Alignment settings for street/occasional track use

Isotope9

Daily Driver
So I've replaced the shocks/springs all round, and the bushings in the front end (rears were new) and now I need an alignment.

To that end, can someone please let me know what the stock ride height is? I'm going to lower the car a tad (1/4 to 1/2in...not looking to join stance nation) and I want to return it to stock before adjusting the ride height.

Also, does anyone have recommended alignment settings for mostly street driven, occasional track day use? I have the stock ones from the service manual, but was wondering if there are some proven settings out there. My only other experience with other than factory alignment settings is on my gutted Integra track car with an extremely stiff rear end/huge roll-bar...so I don't think they would apply here.

Thanks in advance,
Rob
 
To that end, can someone please let me know what the stock ride height is? I'm going to lower the car a tad (1/4 to 1/2in...not looking to join stance nation) and I want to return it to stock before adjusting the ride height.

Rob, I think you have that backwards. Adjusting the ride height will alter the camber and toe settings. You want to establish ride height before you do the alignment, not after.

Pete
 
Thanks Pete...perhaps I wasn't clear in my initial post. I'm going to set the ride height back to stock, drop it 1/4-1/2 in, THEN take it for an alignment based on (hopefully) some well accepted settings from other members.
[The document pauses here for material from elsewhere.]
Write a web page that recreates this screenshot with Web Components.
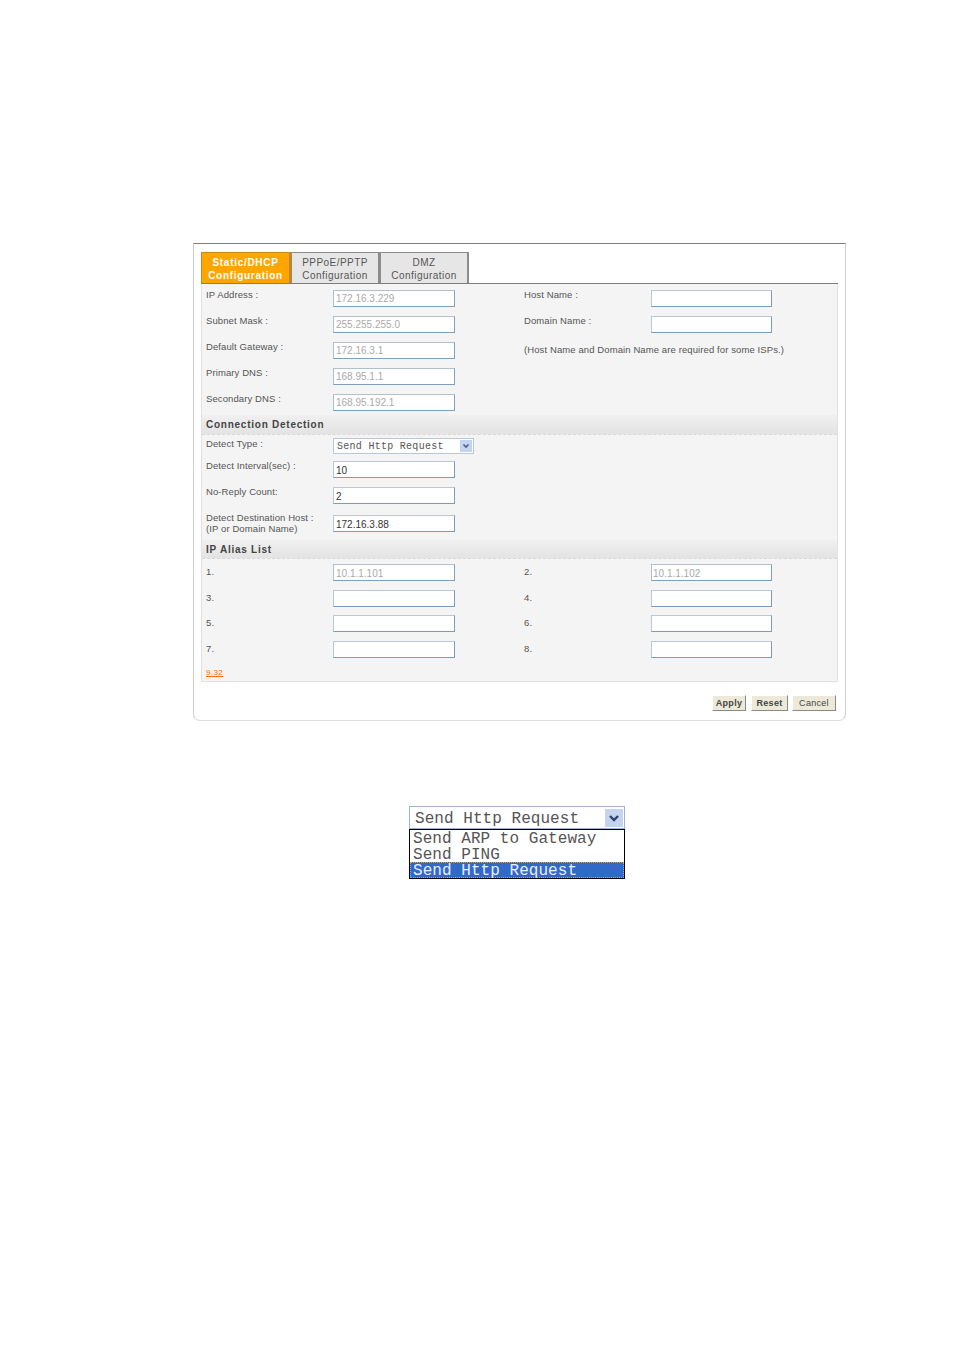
<!DOCTYPE html>
<html>
<head>
<meta charset="utf-8">
<title>WAN Configuration</title>
<style>
  html, body { margin: 0; padding: 0; background: #fff; }
  body { font-family: "Liberation Sans", Arial, sans-serif; height: 1351px; overflow: hidden; }
</style>
</head>
<body>
<wan-panel>
  <wan-tabs slot="tabs"></wan-tabs>
  <form-rows cols="2">
    <form-field label="IP Address :" value="172.16.3.229" disabled></form-field>
    <form-field label="Host Name :"></form-field>
    <form-field label="Subnet Mask :" value="255.255.255.0" disabled></form-field>
    <form-field label="Domain Name :"></form-field>
    <form-field label="Default Gateway :" value="172.16.3.1" disabled></form-field>
    <form-note>(Host Name and Domain Name are required for some ISPs.)</form-note>
    <form-field label="Primary DNS :" value="168.95.1.1" disabled></form-field>
    <span></span>
    <form-field label="Secondary DNS :" value="168.95.192.1" disabled style="--h:21px"></form-field>
    <span></span>
  </form-rows>
  <section-head style="--sh:20px">Connection Detection</section-head>
  <form-rows cols="1" style="--pad:3px;--ipt:2px">
    <form-select label="Detect Type :" value="Send Http Request"></form-select>
    <form-field label="Detect Interval(sec) :" value="10"></form-field>
    <form-field label="No-Reply Count:" value="2" style="--h:28px"></form-field>
    <form-field label="Detect Destination Host :" sub="(IP or Domain Name)" value="172.16.3.88" style="--h:25px;--ly:-3px"></form-field>
  </form-rows>
  <section-head>IP Alias List</section-head>
  <form-rows cols="2" style="--pad:5px;--ly:2px;--ipt:2px">
    <form-field label="1." value="10.1.1.101" disabled></form-field>
    <form-field label="2." value="10.1.1.102" disabled></form-field>
    <form-field label="3." style="--h:25px"></form-field>
    <form-field label="4." style="--h:25px"></form-field>
    <form-field label="5."></form-field>
    <form-field label="6."></form-field>
    <form-field label="7."></form-field>
    <form-field label="8."></form-field>
  </form-rows>
  <version-link>9.32</version-link>
  <panel-btn slot="actions" style="--w:34px;margin-right:1px" strong>Apply</panel-btn>
  <panel-btn slot="actions" style="--w:37px" strong>Reset</panel-btn>
  <panel-btn slot="actions" style="--w:44px">Cancel</panel-btn>
</wan-panel>
<select-popup></select-popup>

<script>
class WanPanel extends HTMLElement {
    constructor() {
        super();
        this.attachShadow({mode: "open"}).innerHTML = `
        <style>
            :host {
                display: block;
                box-sizing: border-box;
                width: 653px;
                height: 478px;
                margin: 243px 0 0 193px;
                padding: 8px 7px 0 7px;
                border: 1px solid #cfcfcf;
                border-top-color: #7f7f7f;
                border-bottom-color: #dddddd;
                border-radius: 0 0 7px 7px;
            }
            .body {
                box-sizing: border-box;
                height: 398px;
                background: #f4f4f4;
                border: 1px solid #e2e2e2;
                border-top: 0;
            }
            .actions {
                display: flex;
                justify-content: flex-end;
                gap: 4px;
                margin-top: 13px;
                padding-right: 2px;
            }
        </style>
        <slot name="tabs"></slot>
        <div class="body"><slot></slot></div>
        <div class="actions"><slot name="actions"></slot></div>`;
    }
}

class WanTabs extends HTMLElement {
    constructor() {
        super();
        this.attachShadow({mode: "open"}).innerHTML = `
        <style>
            :host {
                display: flex;
                height: 32px;
                box-sizing: border-box;
                border-bottom: 1px solid #7d7d7d;
                font: 10px/13px "Liberation Sans", Arial, sans-serif;
                letter-spacing: .45px;
            }
            div {
                box-sizing: border-box;
                width: 89px;
                height: 31px;
                padding-top: 3px;
                text-align: center;
                color: #555;
                background: #e6e6e6;
                border: 1px solid #8c8c8c;
                border-right-width: 2px;
                border-bottom: 0;
            }
            .on {
                width: 90px;
                color: #fff;
                font-weight: bold;
                background: #ffa500;
                border-color: #c9861a;
                letter-spacing: .7px;
            }
        </style>
        <div class="on">Static/DHCP<br>Configuration</div>
        <div>PPPoE/PPTP<br>Configuration</div>
        <div>DMZ<br>Configuration</div>`;
    }
}

class FormRows extends HTMLElement {
    constructor() {
        super();
        this.attachShadow({mode: "open"}).innerHTML = `
        <style>
            :host {
                display: grid;
                grid-template-columns: 317px 1fr;
                padding: var(--pad, 6px) 0 0 4px;
            }
            :host([cols="1"]) { grid-template-columns: 1fr; }
            :host([cols="2"]) ::slotted(:nth-child(even)) { --li: 1px; --iw: 121px; --ipl: 1px; }
        </style>
        <slot></slot>`;
    }
}

class FormField extends HTMLElement {
    constructor() {
        super();
        this.attachShadow({mode: "open"});
    }
    connectedCallback() {
        const label = this.getAttribute("label") || "";
        const sub = this.getAttribute("sub");
        const value = this.getAttribute("value") || "";
        const off = this.hasAttribute("disabled");
        this.shadowRoot.innerHTML = `
        <style>
            :host {
                display: flex;
                height: var(--h, 26px);
                font: 9.5px/11px "Liberation Sans", Arial, sans-serif;
                letter-spacing: .1px;
                color: #555;
            }
            .lbl { width: 127px; flex: none; margin: var(--ly, -1px) 0 0 var(--li, 0); }
            .in {
                box-sizing: border-box;
                width: var(--iw, 122px);
                height: 17px;
                padding: var(--ipt, 1px) 0 0 var(--ipl, 2px);
                background: #fff;
                border: 1px solid #b8c8d6;
                border-right-color: #7a9dbd;
                border-bottom-color: #7a9dbd;
                font-size: 10px;
                line-height: 14px;
                letter-spacing: 0;
                color: #333;
            }
            .off { color: #aaa; border-color: #7f9fbd; border-left-color: #b0c0cf; border-top-color: #b0c0cf; }
        </style>
        <div class="lbl">${label}${sub ? "<br>" + sub : ""}</div>
        <div class="in ${off ? "off" : ""}">${value}</div>`;
    }
}

class FormSelect extends HTMLElement {
    constructor() {
        super();
        this.attachShadow({mode: "open"});
    }
    connectedCallback() {
        this.shadowRoot.innerHTML = `
        <style>
            :host {
                display: flex;
                height: 23px;
                font: 9.5px/11px "Liberation Sans", Arial, sans-serif;
                letter-spacing: .1px;
                color: #555;
            }
            .lbl { width: 127px; flex: none; }
            .sel {
                box-sizing: border-box;
                display: flex;
                justify-content: space-between;
                width: 141px;
                height: 16px;
                padding: 1px 1px 1px 3px;
                background: #fff;
                border: 1px solid #b8c8d6;
                font: 10px/13px "Liberation Mono", monospace;
                letter-spacing: .28px;
                color: #555;
            }
            svg { display: block; }
        </style>
        <div class="lbl">${this.getAttribute("label")}</div>
        <div class="sel"><span>${this.getAttribute("value")}</span>
          <svg width="12" height="12" viewBox="0 0 12 12"><rect width="12" height="12" fill="#c3d3f0"/><path d="M3.5 4.5 6 7l2.5-2.5" fill="none" stroke="#4d6185" stroke-width="1.6"/></svg>
        </div>`;
    }
}

class FormNote extends HTMLElement {
    constructor() {
        super();
        this.attachShadow({mode: "open"}).innerHTML = `
        <style>
            :host {
                display: block;
                padding: 2px 0 0 1px;
                font: 9.5px/11px "Liberation Sans", Arial, sans-serif;
                letter-spacing: .1px;
                color: #555;
            }
        </style>
        <slot></slot>`;
    }
}

class SectionHead extends HTMLElement {
    constructor() {
        super();
        this.attachShadow({mode: "open"}).innerHTML = `
        <style>
            :host {
                display: block;
                box-sizing: border-box;
                height: var(--sh, 19px);
                padding: 3px 0 0 4px;
                background: linear-gradient(#f0f0f0, #e3e3e3);
                border-bottom: 1px dashed #d8d8d8;
                font: bold 10px/13px "Liberation Sans", Arial, sans-serif;
                letter-spacing: .75px;
                color: #444;
            }
        </style>
        <slot></slot>`;
    }
}

class VersionLink extends HTMLElement {
    constructor() {
        super();
        this.attachShadow({mode: "open"}).innerHTML = `
        <style>
            :host {
                display: block;
                padding: 0 0 0 4px;
                font: 8px/11px "Liberation Sans", Arial, sans-serif;
                letter-spacing: .4px;
                color: #ff6a00;
                text-decoration: underline;
            }
        </style>
        <slot></slot>`;
    }
}

class PanelBtn extends HTMLElement {
    constructor() {
        super();
        this.attachShadow({mode: "open"}).innerHTML = `
        <style>
            :host {
                display: block;
                box-sizing: border-box;
                width: var(--w);
                height: 16px;
                background: #ece9d8;
                border: 1px solid #fff;
                border-right-color: #8a8a80;
                border-bottom-color: #8a8a80;
                text-align: center;
                font: 9px/14px "Liberation Sans", Arial, sans-serif;
                letter-spacing: .3px;
                color: #444;
            }
            :host([strong]) { font-weight: bold; }
        </style>
        <slot></slot>`;
    }
}

class SelectPopup extends HTMLElement {
    constructor() {
        super();
        this.attachShadow({mode: "open"}).innerHTML = `
        <style>
            :host {
                display: block;
                box-sizing: border-box;
                width: 216px;
                margin: 85px 0 0 409px;
                font: 16px/16px "Liberation Mono", monospace;
                letter-spacing: .05px;
                color: #555;
            }
            .head {
                box-sizing: border-box;
                display: flex;
                justify-content: space-between;
                height: 23px;
                padding: 4px 1px 1px 5px;
                border: 1px solid #9db4cc;
                background: #fff;
            }
            .list {
                box-sizing: border-box;
                height: 50px;
                border: 1px solid #000;
                background: #fff;
            }
            .row { padding-left: 3px; height: 16px; line-height: 18px; }
            .row.sel {
                background: #3169c6;
                color: #e8eefc;
                outline: 1px dotted #d9a441;
                outline-offset: -1px;
            }
            svg { display: block; margin-top: -2px; }
        </style>
        <div class="head"><span>Send Http Request</span>
          <svg width="18" height="18" viewBox="0 0 18 18"><rect width="18" height="18" fill="#c3d3f0"/><path d="M5 7l4 4 4-4" fill="none" stroke="#2f4468" stroke-width="2.4"/></svg>
        </div>
        <div class="list">
          <div class="row">Send ARP to Gateway</div>
          <div class="row">Send PING</div>
          <div class="row sel">Send Http Request</div>
        </div>`;
    }
}

customElements.define("wan-panel", WanPanel);
customElements.define("wan-tabs", WanTabs);
customElements.define("form-rows", FormRows);
customElements.define("form-field", FormField);
customElements.define("form-select", FormSelect);
customElements.define("form-note", FormNote);
customElements.define("section-head", SectionHead);
customElements.define("version-link", VersionLink);
customElements.define("panel-btn", PanelBtn);
customElements.define("select-popup", SelectPopup);
</script>
</body>
</html>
I am aware that changing the ride height will also change camber/toe etc.
 
Dial in as much caster as you're able. That greatly helps with the feeling of stability. It can make turning a little harder but with so little weight on the front I haven't ever noticed a difference.
 
When starting to adjust away from the factory settings it can end up like trying to balance a wobbly table by hacking at the legs, unless you have a clear idea of where you are trying to get to. From my experiences setting up a car for UK hillclimbs I found that im not far off standard camber and toe to get the responses I need, car manufacturers do a lot of research. However, that did require adjustable top mounts as the car is not totally square, no accident damage but I think from manufacture. The rest of the setup is not standard. The suspension is way stiffer than standard, coilovers, a good bit lower, with much wider track & tyres and a small rear sway bar.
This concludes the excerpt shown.